Saying that you are anti-fascist, that you don't like fascists, literally makes you a terrorist in this country. I'm not being hyperbolic. It's Antifa is literally on the terrorist watch list and that's not an organization. It's just a bunch of people who are like fuck fascists, that's it. But in America, if you don't like fascists, you're a terrorist, which literally tells you that this is a fascist country and it was fascist before Trump got in. It was fascist before he came in.

Speaker 1:

He's just taking all of the wool. He removed all of the wool in the first couple of weeks and now he's taken the chains, he's removed the chains off the fascists. Now we're all fucked and Charlie Kirk's dead. It's crazy, but he's dead. He's like dead dead and as much as that, really fucking sucks for his daughter, I'm glad he can't influence anybody else anymore. I really, I really am. I'm glad he can't influence, but I really, when I actually think about his daughter, I actually get sad.

Speaker 1:

And I think that's a good thing, cause I was a little too gleeful. I think I was a little too gleeful. I think I was a little too gleeful at the beginning of this and I don't feel bad about that.

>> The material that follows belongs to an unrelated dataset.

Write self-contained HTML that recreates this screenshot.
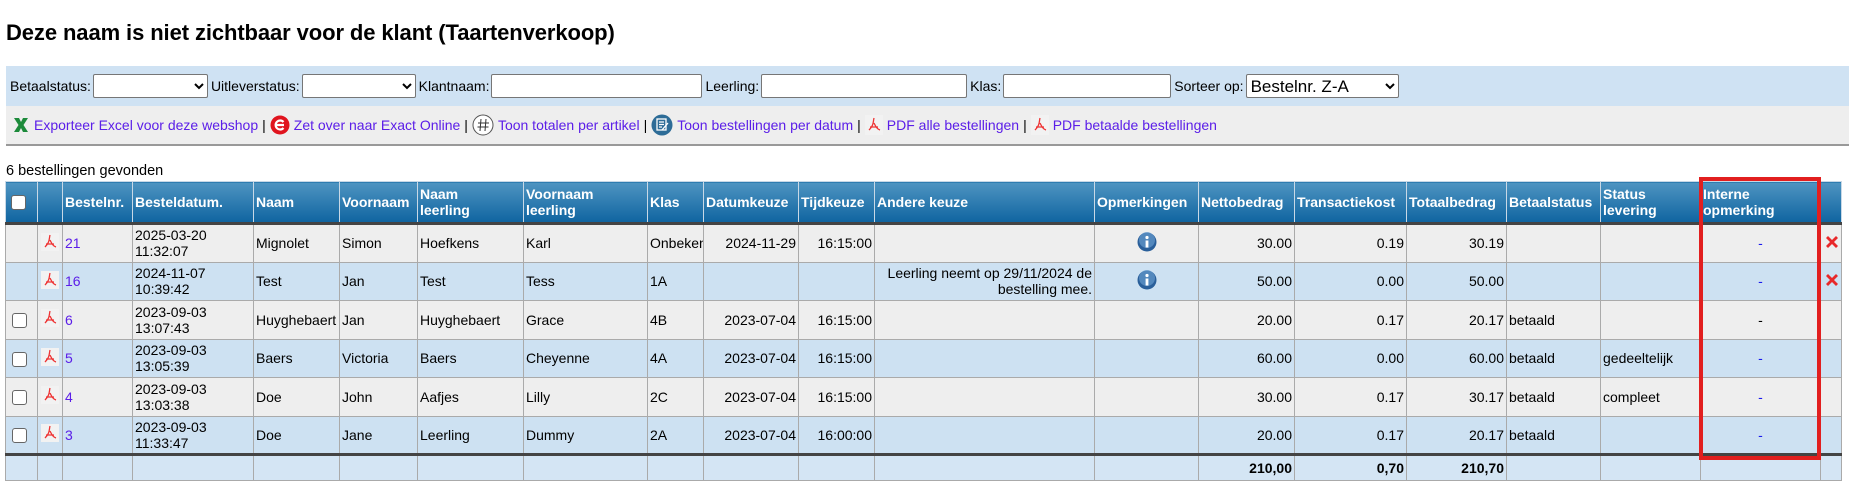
<!DOCTYPE html>
<html><head><meta charset="utf-8">
<style>
*{box-sizing:border-box}
body{margin:0;width:1855px;height:495px;overflow:hidden;background:#fff;font-family:"Liberation Sans",Arial,sans-serif;font-size:14px;color:#000;position:relative}
h1{position:absolute;left:6px;top:20px;margin:0;font-size:22px;font-weight:bold;letter-spacing:-0.1px}
.filter{position:absolute;left:6px;top:66px;width:1843px;height:40px;background:#cfe2f3;display:flex;align-items:center;padding-left:4px;font-size:14px}
.filter select,.filter input{height:24px;border:1px solid #767676;border-radius:2px;background:#fff;margin:0 3px 0 2px;font-family:inherit}
.links{position:absolute;left:6px;top:106px;width:1843px;height:40px;background:#eee;border-bottom:2px solid #999;display:flex;align-items:center;padding-left:6px;font-size:14px}
.links a{color:#5b1ee8;text-decoration:none}
.links .sep{color:#000;margin:0 4px}
.ic{display:inline-block;vertical-align:-3px;margin-right:4px}
.found{position:absolute;left:6px;top:163px;font-size:14.5px}
table{position:absolute;left:5px;top:181px;border-collapse:collapse;table-layout:fixed;width:1836px}
td,th{border:1px solid #aaa;padding:0 2px;overflow:hidden;white-space:nowrap;line-height:16px;font-size:14px}
th{background:linear-gradient(#4e94c1,#0f64a0);color:#fff;text-align:left;font-weight:bold;height:42px;border-color:#c8d8e6;border-bottom:3px solid #444;vertical-align:middle}
tr.r td{height:38.5px}
tr.o td{background:#eee}
tr.e td{background:#cde1f2}
tr.t td{background:#d4e5f4;height:26px;font-weight:bold;text-align:right;border-top:3px solid #444}
.num{text-align:right}
.c{text-align:center}
a.n{color:#5b1ee8;text-decoration:none}
.cb{width:15px;height:15px;border:1px solid #666;border-radius:3px;background:#fff;display:inline-block;vertical-align:middle;margin-left:4px}
.red{position:absolute;left:1699px;top:177px;width:122px;height:283px;border:4px solid #e21f1f}
.dash{color:#1a1aee}
</style></head><body>
<h1>Deze naam is niet zichtbaar voor de klant (Taartenverkoop)</h1>
<div class="filter">Betaalstatus:<select style="width:115px"></select>Uitleverstatus:<select style="width:114px"></select>Klantnaam:<input style="width:211px">Leerling:<input style="width:206px">Klas:<input style="width:168px">Sorteer op:<select style="width:153px;font-size:17px"><option>Bestelnr. Z-A</option></select></div>
<div class="links">
<svg class="ic" width="18" height="16" viewBox="0 0 18 16"><path d="M2 1h5l2 4 2-4h5l-4.5 7L16 15h-5l-2-4-2 4H2l4.5-7z" fill="#1c8a3a"/></svg><a>Exporteer Excel voor deze webshop</a><span class="sep">|</span>
<svg class="ic" width="20" height="20" viewBox="0 0 20 20"><circle cx="10" cy="10" r="9.5" fill="#e0141e"/><path d="M6 10h8M13.5 7a4.5 4.5 0 1 0 0 6" stroke="#fff" stroke-width="2.2" fill="none"/></svg><a>Zet over naar Exact Online</a><span class="sep">|</span>
<svg class="ic" width="22" height="22" viewBox="0 0 22 22"><circle cx="11" cy="11" r="10" fill="#fff" stroke="#555"/><path d="M9 5l-1 12M14 5l-1 12M6 9h11M5.5 13h11" stroke="#333" stroke-width="1"/></svg><a>Toon totalen per artikel</a><span class="sep">|</span>
<svg class="ic" width="22" height="22" viewBox="0 0 22 22"><circle cx="11" cy="11" r="10.5" fill="#2d6c97"/><rect x="6" y="5" width="9" height="11" fill="none" stroke="#fff" stroke-width="1.3"/><path d="M8 8h5M8 10.5h5M8 13h3M11 16l6-7" stroke="#fff" stroke-width="1.3"/></svg><a>Toon bestellingen per datum</a><span class="sep">|</span>
<svg class="ic" width="18" height="20" viewBox="0 0 18 20"><rect width="18" height="20" fill="#f2f2f2"/><path d="M9 3c-1 4 0 7 -5 12M9 8c2 4 3 6 6 7M5 12h8" stroke="#e33" stroke-width="1.3" fill="none"/></svg><a>PDF alle bestellingen</a><span class="sep">|</span>
<svg class="ic" width="18" height="20" viewBox="0 0 18 20"><rect width="18" height="20" fill="#f2f2f2"/><path d="M9 3c-1 4 0 7 -5 12M9 8c2 4 3 6 6 7M5 12h8" stroke="#e33" stroke-width="1.3" fill="none"/></svg><a>PDF betaalde bestellingen</a>
</div>
<div class="found">6 bestellingen gevonden</div>
<table>
<colgroup><col style="width:32px"><col style="width:25px"><col style="width:70px"><col style="width:121px"><col style="width:86px"><col style="width:78px"><col style="width:106px"><col style="width:124px"><col style="width:56px"><col style="width:95px"><col style="width:76px"><col style="width:220px"><col style="width:104px"><col style="width:96px"><col style="width:112px"><col style="width:100px"><col style="width:94px"><col style="width:100px"><col style="width:120px"><col style="width:21px"></colgroup>
<tr><th><span class="cb" style="margin-left:3px"></span></th><th></th><th>Bestelnr.</th><th>Besteldatum.</th><th>Naam</th><th>Voornaam</th><th>Naam<br>leerling</th><th>Voornaam<br>leerling</th><th>Klas</th><th>Datumkeuze</th><th>Tijdkeuze</th><th>Andere keuze</th><th>Opmerkingen</th><th>Nettobedrag</th><th>Transactiekost</th><th>Totaalbedrag</th><th>Betaalstatus</th><th>Status<br>levering</th><th>Interne<br>opmerking</th><th></th></tr>
<tr class="r o"><td></td><td class="c"><svg width="18" height="18" viewBox="0 0 18 18"><rect width="18" height="18" fill="#f2f2f2"/><path d="M9 2c-1 4 0 7-5 12M9 7c2 4 3 6 6 7M5 11h8" stroke="#e33" stroke-width="1.3" fill="none"/></svg></td><td><a class="n">21</a></td><td>2025-03-20<br>11:32:07</td><td>Mignolet</td><td>Simon</td><td>Hoefkens</td><td>Karl</td><td>Onbekend</td><td class="num">2024-11-29</td><td class="num">16:15:00</td><td></td><td class="c"><svg width="20" height="20" viewBox="0 0 20 20"><circle cx="10" cy="10" r="9.5" fill="#2a5f9a"/><circle cx="10" cy="8" r="8" fill="#6fa3d6" opacity=".6"/><circle cx="10" cy="5.5" r="1.6" fill="#fff"/><rect x="8.6" y="8.5" width="2.8" height="7" fill="#fff"/></svg></td><td class="num">30.00</td><td class="num">0.19</td><td class="num">30.19</td><td></td><td></td><td class="c"><span class="dash">-</span></td><td class="c"><svg width="18" height="18" viewBox="0 0 18 18"><path d="M3 5l2-2 4 4 4-4 2 2-4 4 4 4-2 2-4-4-4 4-2-2 4-4z" fill="#e8282a"/></svg></td></tr>
<tr class="r e"><td></td><td class="c"><svg width="18" height="18" viewBox="0 0 18 18"><rect width="18" height="18" fill="#f2f2f2"/><path d="M9 2c-1 4 0 7-5 12M9 7c2 4 3 6 6 7M5 11h8" stroke="#e33" stroke-width="1.3" fill="none"/></svg></td><td><a class="n">16</a></td><td>2024-11-07<br>10:39:42</td><td>Test</td><td>Jan</td><td>Test</td><td>Tess</td><td>1A</td><td></td><td></td><td class="num">Leerling neemt op 29/11/2024 de<br>bestelling mee.</td><td class="c"><svg width="20" height="20" viewBox="0 0 20 20"><circle cx="10" cy="10" r="9.5" fill="#2a5f9a"/><circle cx="10" cy="8" r="8" fill="#6fa3d6" opacity=".6"/><circle cx="10" cy="5.5" r="1.6" fill="#fff"/><rect x="8.6" y="8.5" width="2.8" height="7" fill="#fff"/></svg></td><td class="num">50.00</td><td class="num">0.00</td><td class="num">50.00</td><td></td><td></td><td class="c"><span class="dash">-</span></td><td class="c"><svg width="18" height="18" viewBox="0 0 18 18"><path d="M3 5l2-2 4 4 4-4 2 2-4 4 4 4-2 2-4-4-4 4-2-2 4-4z" fill="#e8282a"/></svg></td></tr>
<tr class="r o"><td><span class="cb"></span></td><td class="c"><svg width="18" height="18" viewBox="0 0 18 18"><rect width="18" height="18" fill="#f2f2f2"/><path d="M9 2c-1 4 0 7-5 12M9 7c2 4 3 6 6 7M5 11h8" stroke="#e33" stroke-width="1.3" fill="none"/></svg></td><td><a class="n">6</a></td><td>2023-09-03<br>13:07:43</td><td>Huyghebaert</td><td>Jan</td><td>Huyghebaert</td><td>Grace</td><td>4B</td><td class="num">2023-07-04</td><td class="num">16:15:00</td><td></td><td></td><td class="num">20.00</td><td class="num">0.17</td><td class="num">20.17</td><td>betaald</td><td></td><td class="c">-</td><td></td></tr>
<tr class="r e"><td><span class="cb"></span></td><td class="c"><svg width="18" height="18" viewBox="0 0 18 18"><rect width="18" height="18" fill="#f2f2f2"/><path d="M9 2c-1 4 0 7-5 12M9 7c2 4 3 6 6 7M5 11h8" stroke="#e33" stroke-width="1.3" fill="none"/></svg></td><td><a class="n">5</a></td><td>2023-09-03<br>13:05:39</td><td>Baers</td><td>Victoria</td><td>Baers</td><td>Cheyenne</td><td>4A</td><td class="num">2023-07-04</td><td class="num">16:15:00</td><td></td><td></td><td class="num">60.00</td><td class="num">0.00</td><td class="num">60.00</td><td>betaald</td><td>gedeeltelijk</td><td class="c"><span class="dash">-</span></td><td></td></tr>
<tr class="r o"><td><span class="cb"></span></td><td class="c"><svg width="18" height="18" viewBox="0 0 18 18"><rect width="18" height="18" fill="#f2f2f2"/><path d="M9 2c-1 4 0 7-5 12M9 7c2 4 3 6 6 7M5 11h8" stroke="#e33" stroke-width="1.3" fill="none"/></svg></td><td><a class="n">4</a></td><td>2023-09-03<br>13:03:38</td><td>Doe</td><td>John</td><td>Aafjes</td><td>Lilly</td><td>2C</td><td class="num">2023-07-04</td><td class="num">16:15:00</td><td></td><td></td><td class="num">30.00</td><td class="num">0.17</td><td class="num">30.17</td><td>betaald</td><td>compleet</td><td class="c"><span class="dash">-</span></td><td></td></tr>
<tr class="r e"><td><span class="cb"></span></td><td class="c"><svg width="18" height="18" viewBox="0 0 18 18"><rect width="18" height="18" fill="#f2f2f2"/><path d="M9 2c-1 4 0 7-5 12M9 7c2 4 3 6 6 7M5 11h8" stroke="#e33" stroke-width="1.3" fill="none"/></svg></td><td><a class="n">3</a></td><td>2023-09-03<br>11:33:47</td><td>Doe</td><td>Jane</td><td>Leerling</td><td>Dummy</td><td>2A</td><td class="num">2023-07-04</td><td class="num">16:00:00</td><td></td><td></td><td class="num">20.00</td><td class="num">0.17</td><td class="num">20.17</td><td>betaald</td><td></td><td class="c"><span class="dash">-</span></td><td></td></tr>
<tr class="t"><td></td><td></td><td></td><td></td><td></td><td></td><td></td><td></td><td></td><td></td><td></td><td></td><td></td><td>210,00</td><td>0,70</td><td>210,70</td><td></td><td></td><td></td><td></td></tr>
</table>
<div class="red"></div>
</body></html>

It is something that I will actively plan on tempering more but because I didn't quite realize how gleeful I was at the beginning. But that's what happens. When you're an absolute piece of shit and you've made a career out of ridiculing, talking down and convincing young people to be fascist neo-Nazis, then, yeah, people are going to celebrate your death.

Speaker 1:

No one mourns the wicked. Fuck them. So fuck Charlie Kirk and fuck that nutjob right-wing idiot who shot and killed him too. I mean, whoever trained you to shoot, well done. Whoever trained you to think, not so much. Anyway, if you made it this far in the podcast. Thank you, I hope you got something out of it. I hope you at least learned my perspective. I'm sorry that Charlie Kirk got shot in the neck by an even more racist, even more white supremacist, even more neo-Nazi. But I'm glad he's dead. And remember stay curious and stay uncomfortable. Thank you you.